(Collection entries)
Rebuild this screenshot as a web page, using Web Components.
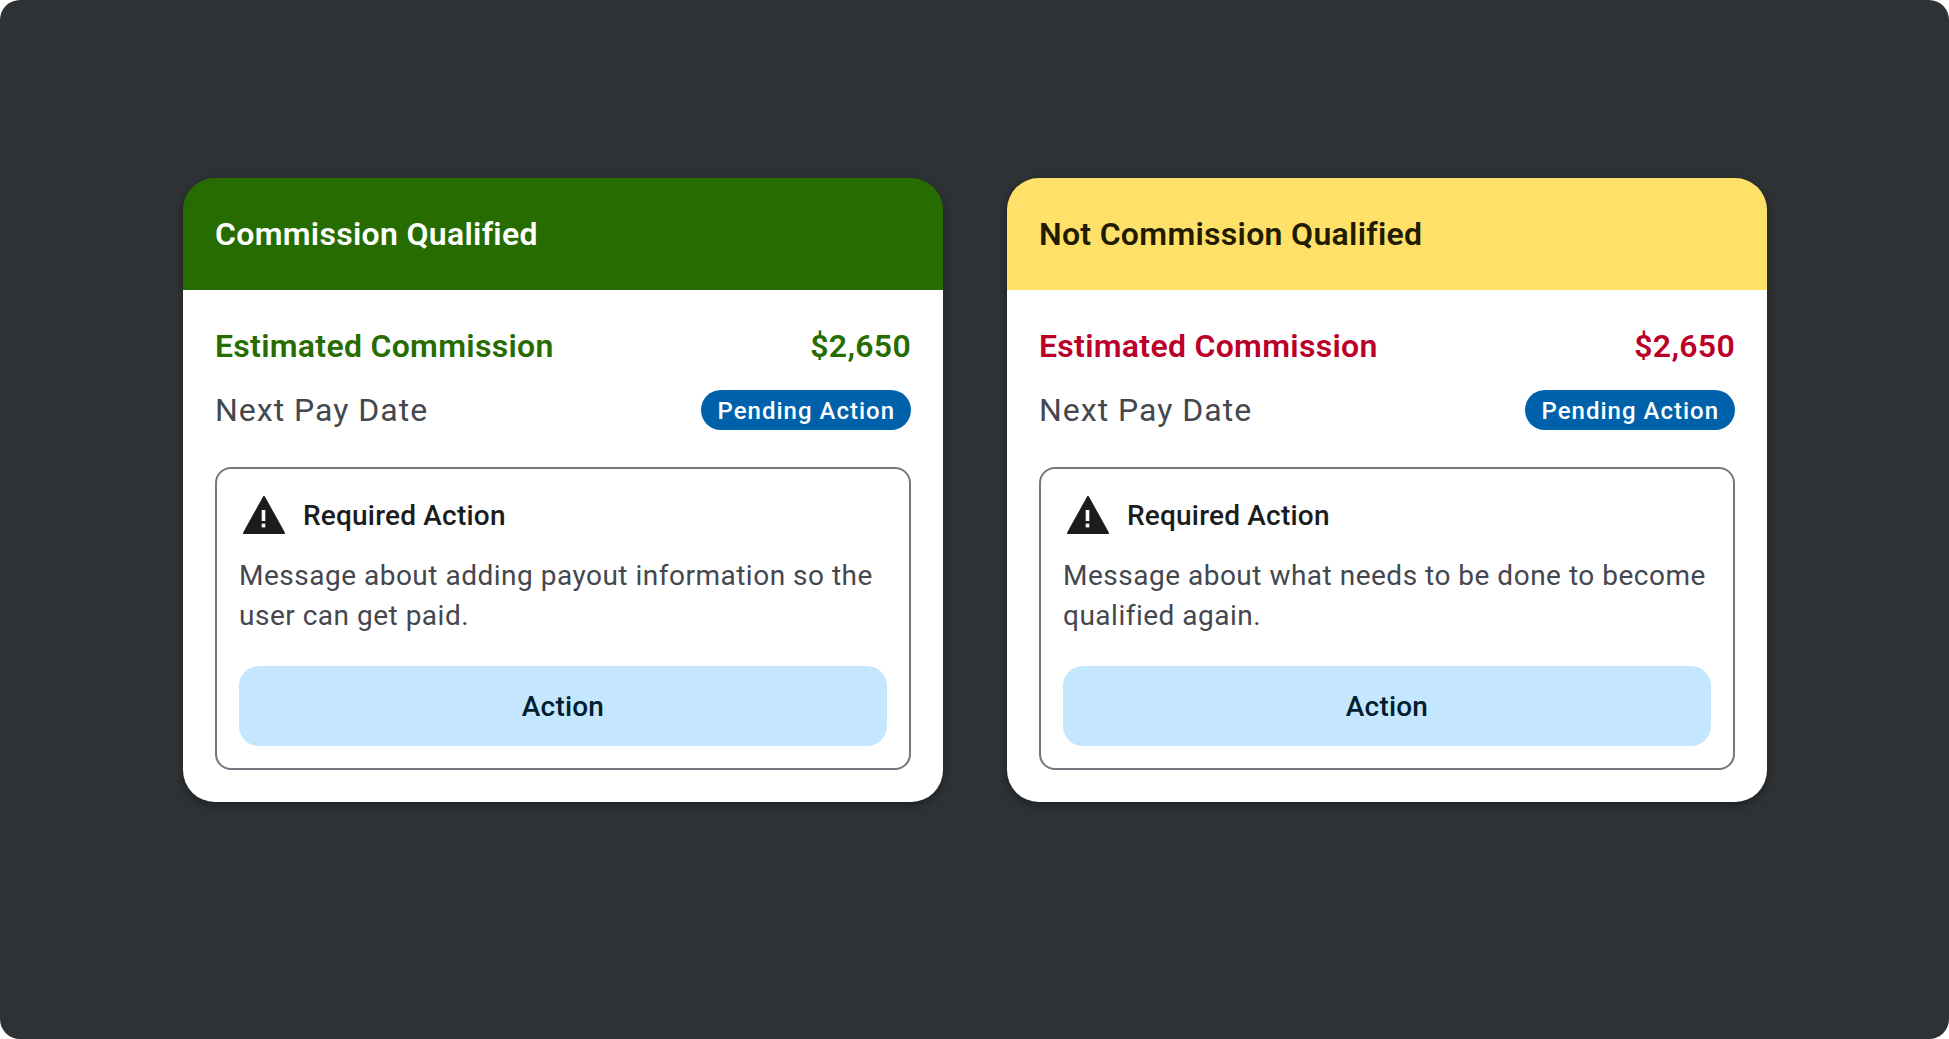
<!DOCTYPE html>
<html lang="en">
<head>
<meta charset="utf-8">
<title>Commission cards</title>
<style>
    html, body { margin: 0; height: 100%; background: #fff; }
    body { font-family: Roboto, "Liberation Sans", sans-serif; }
</style>
</head>
<body>
<commission-stage>
    <commission-card status="qualified" heading="Commission Qualified" amount="$2,650">
        Message about adding payout information so the user can get paid.
    </commission-card>
    <commission-card status="unqualified" heading="Not Commission Qualified" amount="$2,650">
        Message about what needs to be done to become qualified again.
    </commission-card>
</commission-stage>

<script>
class CommissionStage extends HTMLElement {
    constructor() {
        super();
        this.attachShadow({ mode: "open" });
        this.shadowRoot.innerHTML = `
            <style>
                :host {
                    display: flex;
                    justify-content: center;
                    align-items: flex-start;
                    gap: 64px;
                    box-sizing: border-box;
                    height: 1039px;
                    padding: 178px 0 0 1px;
                    background: #2e3235;
                    border-radius: 20px;
                    overflow: hidden;
                }
            </style>
            <slot></slot>
        `;
    }
}
customElements.define('commission-stage', CommissionStage);

class StatusPill extends HTMLElement {
    constructor() {
        super();
        this.attachShadow({ mode: "open" });
        this.shadowRoot.innerHTML = `
            <style>
                :host {
                    display: inline-flex;
                    align-items: center;
                    box-sizing: border-box;
                    height: 40px;
                    padding: 1px 16px 0 17px;
                    border-radius: 20px;
                    background: #0061ab;
                    color: #fff;
                    font-size: 24px;
                    font-weight: 500;
                    letter-spacing: 1px;
                }
            </style>
            <slot></slot>
        `;
    }
}
customElements.define('status-pill', StatusPill);

class ActionPanel extends HTMLElement {
    constructor() {
        super();
        this.attachShadow({ mode: "open" });
        this.shadowRoot.innerHTML = `
            <style>
                :host {
                    display: block;
                    box-sizing: border-box;
                    padding: 22px;
                    border: 2px solid #74777f;
                    border-radius: 16px;
                }
                .title {
                    display: flex;
                    align-items: center;
                    gap: 18px;
                    height: 48px;
                    padding-left: 4px;
                    color: #1a1c1e;
                    font-size: 28px;
                    font-weight: 500;
                    letter-spacing: 0.2px;
                }
                svg { width: 42px; height: 38px; flex: none; }
                .message {
                    margin: 17px 0 30px;
                    color: #44474e;
                    font-size: 28px;
                    line-height: 40px;
                    letter-spacing: 0.5px;
                }
                button {
                    display: block;
                    width: 100%;
                    height: 80px;
                    padding: 1px 0 0;
                    border: 0;
                    border-radius: 20px;
                    background: #c4e7ff;
                    color: #001e30;
                    font: 500 28px Roboto, "Liberation Sans", sans-serif;
                    letter-spacing: 0.2px;
                }
            </style>
            <div class="title">
                <svg viewBox="0 0 42 38" preserveAspectRatio="none" aria-hidden="true">
                    <path d="M21 1 41 37H1Z" fill="#1a1c1e" stroke="#1a1c1e" stroke-width="2" stroke-linejoin="round"/>
                    <rect x="18.7" y="14" width="3.6" height="11" fill="#fff"/>
                    <rect x="18.7" y="27.6" width="3.6" height="3.8" fill="#fff"/>
                </svg>
                Required Action
            </div>
            <div class="message"><slot></slot></div>
            <button type="button">Action</button>
        `;
    }
}
customElements.define('action-panel', ActionPanel);

class CommissionCard extends HTMLElement {
    constructor() {
        super();
        this.attachShadow({ mode: "open" });
        const heading = this.getAttribute("heading") || "";
        const amount = this.getAttribute("amount") || "";
        this.shadowRoot.innerHTML = `
            <style>
                :host {
                    display: block;
                    flex: none;
                    width: 760px;
                    border-radius: 32px;
                    box-shadow: 0 3px 8px rgba(0, 0, 0, 0.35);
                    --head-bg: #266c00;
                    --head-fg: #fff;
                    --accent: #266c00;
                }
                :host([status="unqualified"]) {
                    --head-bg: #ffe169;
                    --head-fg: #221b00;
                    --accent: #ba0028;
                }
                header {
                    display: flex;
                    align-items: center;
                    height: 112px;
                    padding: 0 32px 1px;
                    box-sizing: border-box;
                    border-radius: 32px 32px 0 0;
                    background: var(--head-bg);
                    color: var(--head-fg);
                    font-size: 32px;
                    font-weight: 600;
                    letter-spacing: 0.3px;
                }
                .body {
                    padding: 32px;
                    border-radius: 0 0 32px 32px;
                    background: #fff;
                }
                .row {
                    display: flex;
                    justify-content: space-between;
                    align-items: center;
                }
                .estimate {
                    height: 47px;
                    color: var(--accent);
                    font-size: 32px;
                    font-weight: 600;
                    letter-spacing: 0.3px;
                }
                .pay {
                    height: 40px;
                    margin: 21px 0 37px;
                    color: #44474e;
                    font-size: 32px;
                    letter-spacing: 1px;
                }
            </style>
            <header>${heading}</header>
            <div class="body">
                <div class="row estimate"><span>Estimated Commission</span><span>${amount}</span></div>
                <div class="row pay"><span>Next Pay Date</span><status-pill>Pending Action</status-pill></div>
                <action-panel><slot></slot></action-panel>
            </div>
        `;
    }
}
customElements.define('commission-card', CommissionCard);
</script>
</body>
</html>
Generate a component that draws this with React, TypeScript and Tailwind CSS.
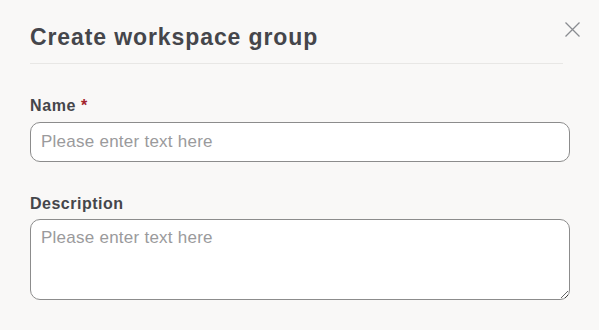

**PROBLEM DESCRIPTION:** Starting at the first line of the material, output exactly the lines up to and including the one with "</commission-stage>". Do not include the pictures.

**EXERCISE RESPONSE:**
Rebuild this screenshot as a web page, using Web Components.
<!DOCTYPE html>
<html lang="en">
<head>
<meta charset="utf-8">
<title>Commission cards</title>
<style>
    html, body { margin: 0; height: 100%; background: #fff; }
    body { font-family: Roboto, "Liberation Sans", sans-serif; }
</style>
</head>
<body>
<commission-stage>
    <commission-card status="qualified" heading="Commission Qualified" amount="$2,650">
        Message about adding payout information so the user can get paid.
    </commission-card>
    <commission-card status="unqualified" heading="Not Commission Qualified" amount="$2,650">
        Message about what needs to be done to become qualified again.
    </commission-card>
</commission-stage>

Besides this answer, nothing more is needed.